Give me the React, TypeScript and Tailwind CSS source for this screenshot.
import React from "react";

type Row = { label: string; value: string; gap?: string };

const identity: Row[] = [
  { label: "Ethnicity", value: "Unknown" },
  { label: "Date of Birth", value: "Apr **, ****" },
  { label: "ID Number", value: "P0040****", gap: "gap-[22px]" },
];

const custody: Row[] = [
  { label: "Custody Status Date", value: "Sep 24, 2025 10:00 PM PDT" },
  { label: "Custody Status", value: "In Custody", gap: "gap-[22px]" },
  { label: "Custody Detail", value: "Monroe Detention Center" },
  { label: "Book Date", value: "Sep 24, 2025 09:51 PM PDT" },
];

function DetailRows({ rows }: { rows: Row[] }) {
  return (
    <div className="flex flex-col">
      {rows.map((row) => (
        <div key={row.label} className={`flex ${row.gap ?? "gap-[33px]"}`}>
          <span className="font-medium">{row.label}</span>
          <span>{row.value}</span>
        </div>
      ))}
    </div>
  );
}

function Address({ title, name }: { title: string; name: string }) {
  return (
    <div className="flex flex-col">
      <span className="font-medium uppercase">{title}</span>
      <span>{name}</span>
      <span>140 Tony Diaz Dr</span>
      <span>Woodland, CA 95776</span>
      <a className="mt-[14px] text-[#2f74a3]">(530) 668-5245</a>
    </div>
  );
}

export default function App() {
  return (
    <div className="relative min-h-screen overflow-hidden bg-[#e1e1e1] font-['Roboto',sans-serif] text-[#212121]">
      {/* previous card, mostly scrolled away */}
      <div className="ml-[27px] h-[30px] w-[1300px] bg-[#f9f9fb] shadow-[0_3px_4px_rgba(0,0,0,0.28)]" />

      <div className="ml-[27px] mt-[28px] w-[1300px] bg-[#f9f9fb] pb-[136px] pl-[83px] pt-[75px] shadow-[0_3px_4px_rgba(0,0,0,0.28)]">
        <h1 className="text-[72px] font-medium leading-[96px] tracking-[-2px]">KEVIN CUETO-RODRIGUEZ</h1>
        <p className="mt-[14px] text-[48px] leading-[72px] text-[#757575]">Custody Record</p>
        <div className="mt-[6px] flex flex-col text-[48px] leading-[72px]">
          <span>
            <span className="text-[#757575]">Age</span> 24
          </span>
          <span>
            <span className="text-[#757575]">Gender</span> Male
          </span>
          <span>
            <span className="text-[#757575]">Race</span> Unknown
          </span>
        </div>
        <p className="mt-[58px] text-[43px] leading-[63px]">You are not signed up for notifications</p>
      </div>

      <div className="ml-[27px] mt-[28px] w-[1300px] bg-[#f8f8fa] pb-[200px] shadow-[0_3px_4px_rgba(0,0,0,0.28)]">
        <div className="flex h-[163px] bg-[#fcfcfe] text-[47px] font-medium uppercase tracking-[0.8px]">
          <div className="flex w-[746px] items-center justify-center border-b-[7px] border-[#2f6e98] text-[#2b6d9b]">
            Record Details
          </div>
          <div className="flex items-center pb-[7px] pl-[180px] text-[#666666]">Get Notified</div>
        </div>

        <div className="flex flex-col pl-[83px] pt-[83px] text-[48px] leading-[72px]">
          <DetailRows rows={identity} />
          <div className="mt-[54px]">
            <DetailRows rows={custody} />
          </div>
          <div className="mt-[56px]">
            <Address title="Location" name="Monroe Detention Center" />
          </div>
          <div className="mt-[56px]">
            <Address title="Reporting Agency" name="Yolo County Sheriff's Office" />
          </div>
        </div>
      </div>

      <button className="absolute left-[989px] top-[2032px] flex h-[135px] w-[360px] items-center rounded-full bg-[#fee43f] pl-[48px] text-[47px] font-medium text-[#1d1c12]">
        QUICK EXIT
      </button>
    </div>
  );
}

════════

Challenge:
Return all of the data precisely as it appears.

Problem solution:
Give me the React, TypeScript and Tailwind CSS source for this screenshot.
import React from "react";

type Row = { label: string; value: string; gap?: string };

const identity: Row[] = [
  { label: "Ethnicity", value: "Unknown" },
  { label: "Date of Birth", value: "Apr **, ****" },
  { label: "ID Number", value: "P0040****", gap: "gap-[22px]" },
];

const custody: Row[] = [
  { label: "Custody Status Date", value: "Sep 24, 2025 10:00 PM PDT" },
  { label: "Custody Status", value: "In Custody", gap: "gap-[22px]" },
  { label: "Custody Detail", value: "Monroe Detention Center" },
  { label: "Book Date", value: "Sep 24, 2025 09:51 PM PDT" },
];

function DetailRows({ rows }: { rows: Row[] }) {
  return (
    <div className="flex flex-col">
      {rows.map((row) => (
        <div key={row.label} className={`flex ${row.gap ?? "gap-[33px]"}`}>
          <span className="font-medium">{row.label}</span>
          <span>{row.value}</span>
        </div>
      ))}
    </div>
  );
}

function Address({ title, name }: { title: string; name: string }) {
  return (
    <div className="flex flex-col">
      <span className="font-medium uppercase">{title}</span>
      <span>{name}</span>
      <span>140 Tony Diaz Dr</span>
      <span>Woodland, CA 95776</span>
      <a className="mt-[14px] text-[#2f74a3]">(530) 668-5245</a>
    </div>
  );
}

export default function App() {
  return (
    <div className="relative min-h-screen overflow-hidden bg-[#e1e1e1] font-['Roboto',sans-serif] text-[#212121]">
      {/* previous card, mostly scrolled away */}
      <div className="ml-[27px] h-[30px] w-[1300px] bg-[#f9f9fb] shadow-[0_3px_4px_rgba(0,0,0,0.28)]" />

      <div className="ml-[27px] mt-[28px] w-[1300px] bg-[#f9f9fb] pb-[136px] pl-[83px] pt-[75px] shadow-[0_3px_4px_rgba(0,0,0,0.28)]">
        <h1 className="text-[72px] font-medium leading-[96px] tracking-[-2px]">KEVIN CUETO-RODRIGUEZ</h1>
        <p className="mt-[14px] text-[48px] leading-[72px] text-[#757575]">Custody Record</p>
        <div className="mt-[6px] flex flex-col text-[48px] leading-[72px]">
          <span>
            <span className="text-[#757575]">Age</span> 24
          </span>
          <span>
            <span className="text-[#757575]">Gender</span> Male
          </span>
          <span>
            <span className="text-[#757575]">Race</span> Unknown
          </span>
        </div>
        <p className="mt-[58px] text-[43px] leading-[63px]">You are not signed up for notifications</p>
      </div>

      <div className="ml-[27px] mt-[28px] w-[1300px] bg-[#f8f8fa] pb-[200px] shadow-[0_3px_4px_rgba(0,0,0,0.28)]">
        <div className="flex h-[163px] bg-[#fcfcfe] text-[47px] font-medium uppercase tracking-[0.8px]">
          <div className="flex w-[746px] items-center justify-center border-b-[7px] border-[#2f6e98] text-[#2b6d9b]">
            Record Details
          </div>
          <div className="flex items-center pb-[7px] pl-[180px] text-[#666666]">Get Notified</div>
        </div>

        <div className="flex flex-col pl-[83px] pt-[83px] text-[48px] leading-[72px]">
          <DetailRows rows={identity} />
          <div className="mt-[54px]">
            <DetailRows rows={custody} />
          </div>
          <div className="mt-[56px]">
            <Address title="Location" name="Monroe Detention Center" />
          </div>
          <div className="mt-[56px]">
            <Address title="Reporting Agency" name="Yolo County Sheriff's Office" />
          </div>
        </div>
      </div>

      <button className="absolute left-[989px] top-[2032px] flex h-[135px] w-[360px] items-center rounded-full bg-[#fee43f] pl-[48px] text-[47px] font-medium text-[#1d1c12]">
        QUICK EXIT
      </button>
    </div>
  );
}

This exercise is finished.